In 2019, he was also named pitching coach for the Blue Crabs, thus becoming a player/coach for the first time in his career. In 28 starts for the club, Thompson registered a 15–8 record and 3.13 ERA with 162 strikeouts across 192 2/3 innings pitched. Thompson was named 2019 Atlantic League Pitcher of the Year.
Thompson did not play in a game in 2020 due to the cancellation of the ALPB season because of the COVID-19 pandemic. He became a free agent after the year. On April 20, 2021, Thompson returned to the Blue Crabs as a player/coach for the 2021 season. Thompson had another stellar season, going 16–3 with a 3.20 ERA and 1.12 WHIP over a league-high 169 innings pitched. He was named ALPB Pitcher of the Year for the second consecutive season.

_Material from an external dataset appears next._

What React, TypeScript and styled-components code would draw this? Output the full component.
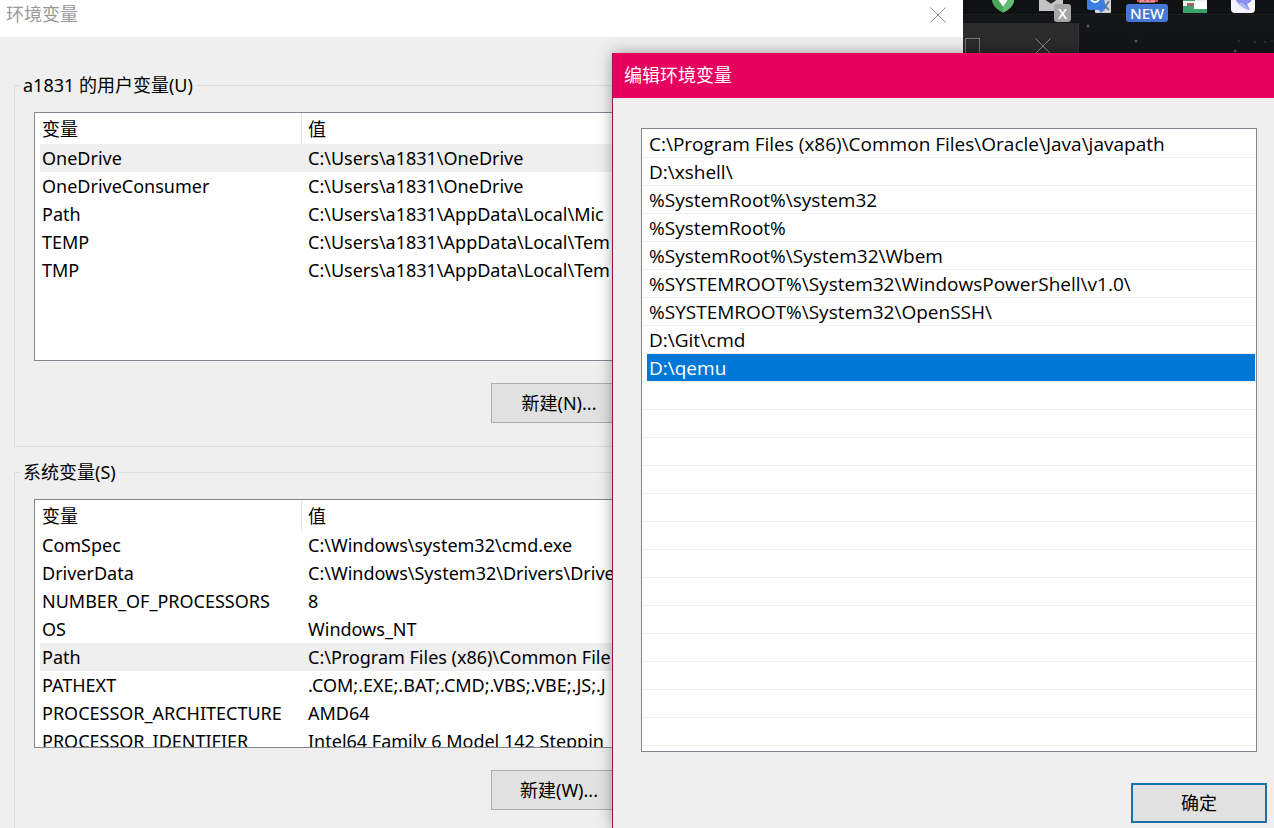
import React from "react";
import styled, { createGlobalStyle } from "styled-components";

const GlobalStyle = createGlobalStyle`
  *, *::before, *::after { box-sizing: border-box; }
  body {
    margin: 0;
    font-family: "Noto Sans", "Noto Sans CJK SC", sans-serif;
    font-size: 18px;
    line-height: 28px;
    color: #000;
  }
  button { font: inherit; color: inherit; }
`;

const Desktop = styled.main`
  position: relative;
  height: 100vh;
  overflow: hidden;
  background: #131518;
`;

const ExtensionBar = styled.div`
  display: flex;
  justify-content: flex-end;
  gap: 24px;
  height: 15px;
  padding-right: 19px;
  background: #101113;
  border-bottom: 1px solid #1d1f22;
`;

const Extension = styled.div`
  position: relative;
  width: 24px;
  height: 13px;

  svg { display: block; }
`;

const Badge = styled.span<{ $tone: string; $left: number }>`
  position: absolute;
  top: 4px;
  left: ${(p) => p.$left}px;
  height: 18px;
  padding: 0 4px;
  border-radius: 3px;
  background: ${(p) => p.$tone};
  color: #fff;
  font-size: 15px;
  font-weight: 500;
  line-height: 18px;
`;

const Stars = styled.svg`
  position: absolute;
  top: 16px;
  right: 0;
`;

const BackWindow = styled.div`
  position: absolute;
  top: 23px;
  right: 195px;
  display: flex;
  justify-content: space-between;
  width: 116px;
  height: 60px;
  padding: 15px 27px 0 2px;
  background: #2b2b2b;
  border-right: 1px solid #3a3a3a;
`;

const MainWindow = styled.section`
  position: absolute;
  top: 0;
  left: 0;
  right: 311px;
  min-height: 100%;
  background: #efefef;
`;

const MainTitleBar = styled.header`
  display: flex;
  justify-content: space-between;
  height: 37px;
  padding: 0 17px 0 6px;
  background: #fff;
  color: #999;
`;

const Title = styled.h1`
  margin: 0;
  font-size: 18px;
  font-weight: 400;
  line-height: 28px;
`;

const CloseButton = styled.button`
  display: flex;
  align-items: center;
  height: 30px;
  padding: 0;
  border: 0;
  background: none;
`;

const Groups = styled.div`
  display: flex;
  flex-direction: column;
  gap: 11px;
  padding: 34px 14px 0;
`;

const Group = styled.fieldset`
  min-width: 0;
  margin: 0;
  padding: 0 5px 23px;
  border: 1px solid #dcdcdc;
`;

const GroupName = styled.legend`
  padding: 0 3px;
`;

const VariableList = styled.div`
  height: 249px;
  margin: 13px 14px 22px;
  padding: 0 5px;
  overflow: hidden;
  background: #fff;
  border: 1px solid #828790;
`;

const VariableTable = styled.table`
  width: 100%;
  table-layout: fixed;
  border-collapse: separate;
  border-spacing: 0;
  text-align: left;
  white-space: nowrap;
`;

const HeadCell = styled.th<{ $first?: boolean }>`
  width: ${(p) => (p.$first ? "262px" : "auto")};
  height: 31px;
  padding: 0 0 0 ${(p) => (p.$first ? 2 : 6)}px;
  border-right: ${(p) => (p.$first ? "1px solid #e4e4e4" : "0")};
  font-weight: 400;
`;

const VariableRow = styled.tr<{ $active?: boolean }>`
  background: ${(p) => (p.$active ? "#efefef" : "transparent")};

  td { height: 28px; padding: 0 0 0 2px; }
  td + td { padding-left: 6px; }
`;

const GroupActions = styled.div`
  display: flex;
  padding-left: 471px;
`;

const DialogButton = styled.button<{ $primary?: boolean }>`
  width: 136px;
  height: 40px;
  padding: 0;
  background: #e1e1e1;
  border: ${(p) => (p.$primary ? "2px solid #1a6fa8" : "1px solid #adadad")};
`;

const EditWindow = styled.section`
  position: absolute;
  top: 53px;
  left: 612px;
  right: 0;
  bottom: 0;
  background: #efefef;
  border-left: 1px solid #a3104f;
  box-shadow: 0 0 14px rgba(0, 0, 0, 0.35);
`;

const EditTitleBar = styled.header`
  height: 45px;
  padding: 8px 11px;
  background: #e8005f;
  color: #fff;
`;

const EditBody = styled.div`
  display: flex;
  flex-direction: column;
  gap: 31px;
  padding: 30px 17px 0 28px;
`;

const PathList = styled.ul`
  height: 624px;
  margin: 0;
  padding: 1px 0 0;
  list-style: none;
  background: #fff;
  border: 1px solid #828790;
  font-family: "Open Sans", "Noto Sans CJK SC", sans-serif;
  font-size: 19px;
`;

const PathItem = styled.li`
  height: 28px;
  padding: 0 1px 0 5px;
  border-bottom: 1px solid #f0f0f0;
`;

const PathText = styled.span<{ $selected?: boolean }>`
  display: block;
  height: 27px;
  padding-left: 2px;
  white-space: nowrap;
  background: ${(p) => (p.$selected ? "#0078d7" : "transparent")};
  color: ${(p) => (p.$selected ? "#fff" : "inherit")};
`;

const EditActions = styled.div`
  display: flex;
  justify-content: flex-end;
  margin-right: -10px;
`;

type Variable = { name: string; value: string };

const userVariables: Variable[] = [
  { name: "OneDrive", value: "C:\\Users\\a1831\\OneDrive" },
  { name: "OneDriveConsumer", value: "C:\\Users\\a1831\\OneDrive" },
  { name: "Path", value: "C:\\Users\\a1831\\AppData\\Local\\Mic" },
  { name: "TEMP", value: "C:\\Users\\a1831\\AppData\\Local\\Tem" },
  { name: "TMP", value: "C:\\Users\\a1831\\AppData\\Local\\Tem" },
];

const systemVariables: Variable[] = [
  { name: "ComSpec", value: "C:\\Windows\\system32\\cmd.exe" },
  { name: "DriverData", value: "C:\\Windows\\System32\\Drivers\\Drive" },
  { name: "NUMBER_OF_PROCESSORS", value: "8" },
  { name: "OS", value: "Windows_NT" },
  { name: "Path", value: "C:\\Program Files (x86)\\Common File" },
  { name: "PATHEXT", value: ".COM;.EXE;.BAT;.CMD;.VBS;.VBE;.JS;.J" },
  { name: "PROCESSOR_ARCHITECTURE", value: "AMD64" },
  { name: "PROCESSOR_IDENTIFIER", value: "Intel64 Family 6 Model 142 Steppin" },
];

const paths = [
  "C:\\Program Files (x86)\\Common Files\\Oracle\\Java\\javapath",
  "D:\\xshell\\",
  "%SystemRoot%\\system32",
  "%SystemRoot%",
  "%SystemRoot%\\System32\\Wbem",
  "%SYSTEMROOT%\\System32\\WindowsPowerShell\\v1.0\\",
  "%SYSTEMROOT%\\System32\\OpenSSH\\",
  "D:\\Git\\cmd",
  "D:\\qemu",
];
const EMPTY_ROWS = 13;

function VariableGroup(props: {
  label: string;
  button: string;
  active: string;
  variables: Variable[];
}) {
  return (
    <Group>
      <GroupName>{props.label}</GroupName>
      <VariableList>
        <VariableTable>
          <thead>
            <tr>
              <HeadCell $first>变量</HeadCell>
              <HeadCell>值</HeadCell>
            </tr>
          </thead>
          <tbody>
            {props.variables.map((v) => (
              <VariableRow key={v.name} $active={v.name === props.active}>
                <td>{v.name}</td>
                <td>{v.value}</td>
              </VariableRow>
            ))}
          </tbody>
        </VariableTable>
      </VariableList>
      <GroupActions>
        <DialogButton type="button">{props.button}</DialogButton>
      </GroupActions>
    </Group>
  );
}

function Cross({ color }: { color: string }) {
  return (
    <svg width="16" height="16" viewBox="0 0 16 16" aria-hidden="true">
      <path d="M.5 .5 15.500 15.500M15.500 .5 .5 15.500" stroke={color} strokeWidth="1" fill="none" />
    </svg>
  );
}

function ExtensionIcon({ children }: { children: React.ReactNode }) {
  return (
    <svg width="24" height="13" viewBox="0 11 24 13" aria-hidden="true">
      {children}
    </svg>
  );
}

export default function App() {
  return (
    <>
      <GlobalStyle />
      <Desktop>
        <ExtensionBar>
          <Extension>
            <ExtensionIcon>
              <path d="M1 5h22v6c0 5-5 10-11 12.500C6 21 1 16 1 11Z" fill="#48a65c" />
              <path d="M12 5h11v6c0 5-5 10-11 12.500Z" fill="#62ba75" />
              <path d="M7 7l5 7 5-7" stroke="#fff" strokeWidth="4" fill="none" />
            </ExtensionIcon>
          </Extension>
          <Extension>
            <ExtensionIcon>
              <rect width="24" height="22" fill="#c3c3c3" />
              <path d="M5 8l7 5 7-5" stroke="#222" strokeWidth="3" fill="none" />
            </ExtensionIcon>
            <Badge $tone="#a6a6a6" $left={15}>X</Badge>
          </Extension>
          <Extension>
            <ExtensionIcon>
              <rect x="8" y="4" width="16" height="20" rx="1" fill="#d4d6d8" />
              <path d="M13 12l9 9M22 12l-6 9" stroke="#777c82" strokeWidth="2" />
              <path d="M0 0h15l4 19-5 5-2-3H2q-2 0-2-2Z" fill="#3d7de0" />
              <circle cx="8" cy="9" r="4" fill="none" stroke="#fff" strokeWidth="2" />
            </ExtensionIcon>
          </Extension>
          <Extension>
            <ExtensionIcon>
              <rect x="2" y="2" width="21" height="11" fill="#d94a50" />
              <path d="M5 11h4M11 11h3M16 11h4M4 13h16" stroke="#f4c9c9" strokeWidth="1" />
            </ExtensionIcon>
            <Badge $tone="#4478d6" $left={-9}>NEW</Badge>
          </Extension>
          <Extension>
            <ExtensionIcon>
              <rect width="24" height="24" fill="#eef1ee" />
              <path d="M0 17h11v3h13v4H0Z" fill="#3aa36b" />
              <path d="M0 11h12v1H0Z" fill="#3aa36b" />
              <rect x="4" y="14" width="8" height="3" fill="#a5606a" />
              <rect x="11" y="13" width="13" height="7" fill="#fff" />
            </ExtensionIcon>
          </Extension>
          <Extension>
            <ExtensionIcon>
              <rect width="24" height="24" rx="4" fill="#f4f4fa" />
              <path d="M3 8h19c-1 4-3 6-6 7l3 6c-6-1-12-5-16-13Z" fill="#8b8ff0" />
              <path d="M12 14l7 7c-4 0-9-3-12-7Z" fill="#a9b8f6" />
            </ExtensionIcon>
          </Extension>
        </ExtensionBar>
        <Stars width="195" height="37" viewBox="0 0 195 37" aria-hidden="true">
          <g fill="#55585c">
            <circle cx="9" cy="10" r="1.500" />
            <circle cx="57" cy="25" r="1.500" />
            <circle cx="156" cy="35" r="1.500" />
          </g>
          <g fill="#34373a">
            <circle cx="160" cy="25" r="1" />
            <circle cx="176" cy="26" r="1" />
            <circle cx="186" cy="26" r="1" />
            <circle cx="193" cy="25" r="1" />
          </g>
        </Stars>
        <BackWindow>
          <svg width="15" height="16" viewBox="0 0 15 16" aria-hidden="true">
            <rect x=".5" y=".5" width="14" height="15" fill="none" stroke="#777" />
          </svg>
          <Cross color="#8c8c8c" />
        </BackWindow>

        <MainWindow>
          <MainTitleBar>
            <Title>环境变量</Title>
            <CloseButton type="button" aria-label="关闭">
              <Cross color="#8c8c8c" />
            </CloseButton>
          </MainTitleBar>
          <Groups>
            <VariableGroup
              label="a1831 的用户变量(U)"
              button="新建(N)..."
              active="OneDrive"
              variables={userVariables}
            />
            <VariableGroup
              label="系统变量(S)"
              button="新建(W)..."
              active="Path"
              variables={systemVariables}
            />
          </Groups>
        </MainWindow>

        <EditWindow>
          <EditTitleBar>
            <Title as="h2">编辑环境变量</Title>
          </EditTitleBar>
          <EditBody>
            <PathList>
              {paths.map((path) => (
                <PathItem key={path}>
                  <PathText $selected={path === "D:\\qemu"}>{path}</PathText>
                </PathItem>
              ))}
              {Array.from({ length: EMPTY_ROWS }, (_, i) => (
                <PathItem key={i} />
              ))}
            </PathList>
            <EditActions>
              <DialogButton type="button" $primary>
                确定
              </DialogButton>
            </EditActions>
          </EditBody>
        </EditWindow>
      </Desktop>
    </>
  );
}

On January 14, 2022, Thompson re-signed with the Blue Crabs as a player/coach for the 2022 season. He started 27 games for Southern Maryland, logging a 15–4 record and 3.43 ERA with 119 strikeouts in 186 1/3 innings pitched. Following the regular season, Thompson was named an Atlantic League All-Star. He was additionally named the ALPB Pitcher of the Year for the third consecutive season. In doing so, he also became the pitcher with the most Pitcher of the Year awards in ALPB history.

On January 27, 2023, Thompson again re-signed with the Blue Crabs, returning for his 11th season with the team and fourth season as player-coach. In 17 starts, he recorded a 6–3 record and 4.89 ERA with 66 strikeouts across 108 2/3 innings of work.

On February 22, 2024, Thompson re–signed with Southern Maryland for his 12th season with the club, and fifth year as player–coach. In 26 starts for the club, he struggled to a 6–15 record and 6.87 ERA with 106 strikeouts across 152 innings pitched. Thompson was released by the Blue Crabs on February 27, 2025.